I left untouched all of my old "Best of Reddit" and the gilded posts since those had above average value to the readers who chose to engage and updoot.

At the end of the day, the content has always been mine to edit or delete. That is the way that the site was designed to function so labeling anything I do as vandalism, trolling, or juvenile behavior only works to make you look like someone trying hard to understand how to value your investment in reddit in the event that others choose to act similarly.

As I mentioned somewhere else, reddit could change all of this if they instituted controls that would allow live users to instantly recognize bots and adverts so that users can instantly choose to read a post or comment or to ignore it. The fact that they embraced and actively ignore the bot armies, the shills for various products or philosophies, the blatant adverts, etc tells me and others that they have lost touch with their users.

As it is, forcing me to check karma levels and username age to hope to recognize reposters and bots is just wrong. Clear and ban the bots, ID the adverts, add a shill warning to those who evangelize or push agendas or misinformation, and the traffic finds a floor.

On that floor reddit will find those loyal, long-term users like myself a lot more likely to engage. Clean the house and make it more livable and others will move in to see what's up. Sunshine is the best disinfectant here. Otherwise people like myself will choose whether to continue to engage with reddit and set their own terms of engagement.

Then if you don’t want your content to be there…delete it instead of making a worse experience for everyone else.

If you don’t like a restaurant, don’t go. Don’t go there and shit on the tables.

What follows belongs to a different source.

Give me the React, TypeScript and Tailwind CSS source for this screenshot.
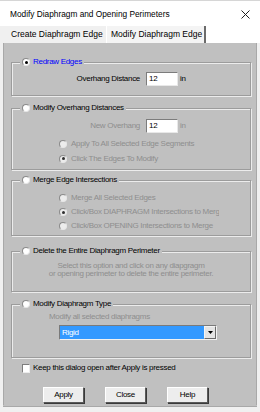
import React from 'react';

const body = "font-['Liberation_Sans',Arial,sans-serif] text-[8px] tracking-[-0.3px] leading-none";

const Radio = ({ on, disabled }: { on?: boolean; disabled?: boolean }) => (
  <span
    className={`flex h-[8px] w-[8px] shrink-0 items-center justify-center rounded-full border border-[#8a8a8a] border-b-[#e6e6e6] border-r-[#e6e6e6] ${
      disabled ? 'bg-[#ececec]' : 'bg-white'
    }`}
  >
    {on && <span className={`h-[3px] w-[3px] rounded-full ${disabled ? 'bg-[#303030]' : 'bg-black'}`} />}
  </span>
);

const Group = ({
  title,
  on,
  blue,
  className,
  children,
}: {
  title: string;
  on?: boolean;
  blue?: boolean;
  className: string;
  children?: React.ReactNode;
}) => (
  <div
    className={`relative ml-[7px] w-[240px] border border-[#9c9c9c] shadow-[1px_1px_0_#ececec,inset_1px_1px_0_#ececec] ${className}`}
  >
    <div className="absolute -top-[6px] left-[8px] flex h-[10px] items-center gap-[3px] bg-[#c0c0c0] pl-[2px] pr-[2px]">
      <Radio on={on} />
      <span className={`${body} ${blue ? 'text-[#0000ff]' : 'text-black'}`}>{title}</span>
    </div>
    {children}
  </div>
);

const Field = () => (
  <span className="flex h-[14px] w-[32px] items-center border border-[#7c7c7c] border-b-[#e8e8e8] border-r-[#e8e8e8] bg-white pl-[2px]">
    <span className={`${body} text-black`}>12</span>
  </span>
);

// option rows are clipped at the control's width, like the original dialog
const Option = ({ label, on, h }: { label: string; on?: boolean; h: string }) => (
  <div className={`ml-[47px] flex w-[160px] items-center gap-[4px] overflow-hidden ${h}`}>
    <Radio on={on} disabled />
    <span className={`${body} whitespace-nowrap text-[#8e8e8e]`}>{label}</span>
  </div>
);

const Button = ({ label }: { label: string }) => (
  <button className="flex h-[16px] w-[41px] items-center justify-center border border-[#5a5a5a] border-l-white border-t-white bg-[#ededed] shadow-[1px_1px_0_#3a3a3a]">
    <span className={`${body} text-black`}>{label}</span>
  </button>
);

export default function App() {
  return (
    <div className="flex h-[412px] w-[260px] flex-col bg-[#f0f0f0] font-['Liberation_Sans',Arial,sans-serif]">
      {/* title bar */}
      <div className="flex h-[26px] items-center justify-between border-t border-[#d6d6d6] bg-white pl-[10px] pr-[10px]">
        <span className="pt-[2px] text-[8.3px] text-black">Modify Diaphragm and Opening Perimeters</span>
        <svg width="9" height="9" viewBox="0 0 9 9" className="mt-[1px]">
          <path d="M0.5 0.5L8.5 8.5M8.5 0.5L0.5 8.5" stroke="#1e1e1e" strokeWidth="1" />
        </svg>
      </div>

      {/* tabs */}
      <div className="flex h-[17px] items-stretch bg-white">
        <div className="flex w-[106px] items-center bg-[#f0f0f0] pl-[11px] text-[8.5px] text-black">Create Diaphragm Edge</div>
        <div className="flex w-[100px] items-center border-l border-r-2 border-l-white border-r-[#6b6b6b] bg-[#f4f4f4] pl-[4px] text-[8.5px] text-black">
          Modify Diaphragm Edge
        </div>
      </div>

      {/* dialog body */}
      <div className="mx-[3px] flex h-[362px] flex-col border-l border-r border-[#a8a8a8] bg-[#c0c0c0]">
        <Group title="Redraw Edges" on blue className="mt-[19px] h-[34px]">
          <div className="flex items-center pt-[9px]">
            <span className={`${body} w-[128px] text-right text-black`}>Overhang Distance</span>
            <span className="ml-[6px]">
              <Field />
            </span>
            <span className={`${body} ml-[2px] text-black`}>in</span>
          </div>
        </Group>

        <Group title="Modify Overhang Distances" className="mt-[12px] h-[62px]">
          <div className="flex items-center pt-[10px]">
            <span className={`${body} w-[128px] text-right text-[#8e8e8e]`}>New Overhang</span>
            <span className="ml-[6px]">
              <Field />
            </span>
            <span className={`${body} ml-[2px] text-[#8e8e8e]`}>in</span>
          </div>
          <div className="mt-[3px]">
            <Option label="Apply To All Selected Edge Segments" h="h-[15px]" />
            <Option label="Click The Edges To Modify" on h="h-[15px]" />
          </div>
        </Group>

        <Group title="Merge Edge Intersections" className="mt-[10px] h-[56px]">
          <div className="pt-[10px]">
            <Option label="Merge All Selected Edges" h="h-[14px]" />
            <Option label="Click/Box DIAPHRAGM Intersections to Merge" on h="h-[14px]" />
            <Option label="Click/Box OPENING Intersections to Merge" h="h-[14px]" />
          </div>
        </Group>

        <Group title="Delete the Entire Diaphragm Perimeter" className="mt-[15px] h-[41px]">
          <div className={`${body} pt-[10px] text-center leading-[12px] text-[#8e8e8e]`}>
            <div>Select this option and click on any diapgragm</div>
            <div>or opening perimeter to delete the entire perimeter.</div>
          </div>
        </Group>

        <Group title="Modify Diaphragm Type" className="mt-[12px] h-[54px]">
          <div className={`${body} h-[12px] pl-[37px] pt-[8px] text-[#8e8e8e]`}>Modify all selected diaphragms</div>
          <div className="ml-[47px] mt-[8px] flex h-[15px] w-[158px] border border-[#7a7a7a] border-b-[#f2f2f2] border-r-[#f2f2f2]">
            <div className="flex flex-1 items-center bg-[#3399ff] pl-[2px]">
              <span className={`${body} text-white`}>Rigid</span>
            </div>
            <div className="flex w-[12px] items-center justify-center border border-[#f4f4f4] border-b-[#6a6a6a] border-r-[#6a6a6a] bg-[#e4e4e4]">
              <svg width="5" height="3" viewBox="0 0 5 3">
                <path d="M0 0H5L2.5 3Z" fill="#000" />
              </svg>
            </div>
          </div>
        </Group>

        <div className="ml-[18px] mt-[5px] flex h-[10px] items-center gap-[3px]">
          <span className="h-[9px] w-[8px] border border-[#7c7c7c] border-b-[#ececec] border-r-[#ececec] bg-white" />
          <span className={`${body} text-black`}>Keep this dialog open after Apply is pressed</span>
        </div>

        <div className="ml-[39px] mt-[14px] flex gap-[21px]">
          <Button label="Apply" />
          <Button label="Close" />
          <Button label="Help" />
        </div>
      </div>
      <div className="mx-[3px] h-[2px] border-b border-[#a8a8a8] bg-[#c0c0c0]" />
    </div>
  );
}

A restaurant was also “meant” for you to go in. But not make the experience worse for everyone else because you don’t like it anymore

Reddit is very much a real-time experience. People visit to read or view current posts or to comment on current posts. I suspect that dead posts, especially those more than a few months, are functionally never touched again. Broken search has always been a feature so the idea that anything on an old thread is useful is dubious at best. Even searching Google for specific information from reddit posts will not pull up what you want if that information is deep in a comment thread.

There's really nothing to see here. This is standard expected behavior baked into reddit from day one. Not even /u/spez or /u/kn0thing wanted everything they ever posted to be perpetually available. They had multiple discussions early on about how some of it might appear years down the line.

I'm not making reddit worse for anyone. I'm the guy who saw the "no shoes, no shirt, no service" sign and made sure I wore my best t-shirt and a pair of boots so I could enjoy the facilities.

The only ones who might get their feelings hurt are those who are actively using reddit content to train their LLMs or those who decided to invest in reddit's IPO and who see any modification of posts as potentially damaging the value of the content.

In the end, it has always been my content and their aggregator. The shear volume of traffic they have seen makes anything that I do functionally irrelevant.

I'm late to the discussion here, but I use shreddit. It edits and deletes all my past comments.

However I found recently there are websites that have every single one of my old comments accessible and I'm sure reddit itself does to. Once you comment it's there forever.

This is also my experience. Editing or deleting comments on reddit doesn't permanently remove them since there are so many operators updating their own reddit streams in real time. It never goes away, it just takes a little more effort to find the original.